- AUD/USD scales higher for the third straight day and touches a fresh multi-week top on Monday.
- Fed rate cut bets, along with the RBA’s hawkish stance, remain supportive of the strong move up.
- The technical setup favors bullish traders and supports prospects for a further appreciating move.
The AUD/USD pair sticks to its intraday gains through the early part of the European session and currently trades around the 0.6685 region, up over 0.25% for the day.
Expectations that the Federal Reserve (Fed) will start its rate-cutting cycle in September drag the US Dollar (USD) to its lowest level since January This, along with the Reserve Bank of Australia's (RBA) hawkish stance, turn out to be a key factor acting as a tailwind for the AUD/USD pair for the third successive day.

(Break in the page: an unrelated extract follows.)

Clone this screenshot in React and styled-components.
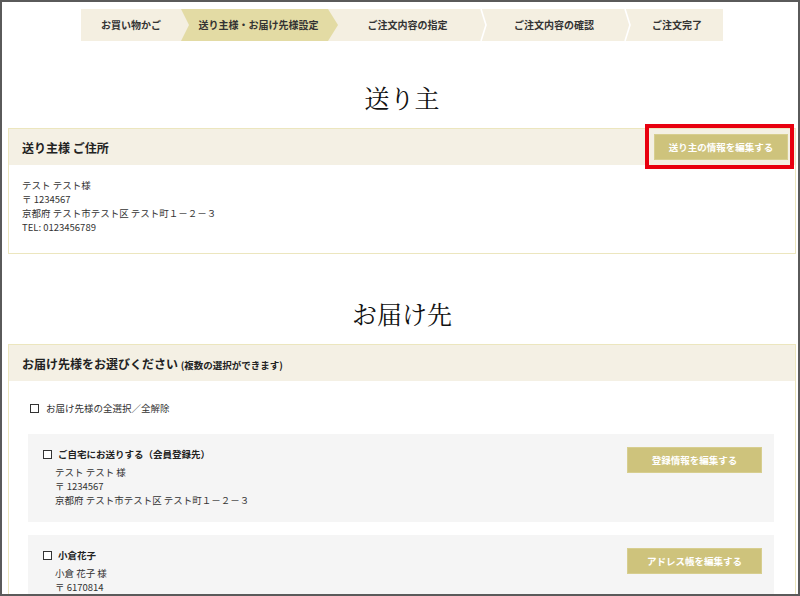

Meanwhile, technical indicators on the daily chart are holding comfortably in positive territory and are still away from being in the overbought zone. This, along with the recent breakout through the 200-day Simple Moving Average (SMA), suggests that the path of least resistance for the AUD/USD pair is to the upside
Bulls, however, need to wait for some follow-through buying beyond the 0.6700 handle before positioning for an extension of the recovery from the 0.6520-0.6515 area, or the YTD low touched earlier this month The AUD/USD pair might then climb to the 0.6745 intermediate hurdle before aiming to conquer the 0.6800 mark.
On the flip side, the Asian session low, around the 0.6650 area, is likely to act as immediate support ahead of the 0.6600 mark, or the 200-day SMA resistance breakpoint. The latter should now act as a strong base, which if broken might prompt aggressive technical selling around the AUD/USD pair and pave deeper losses.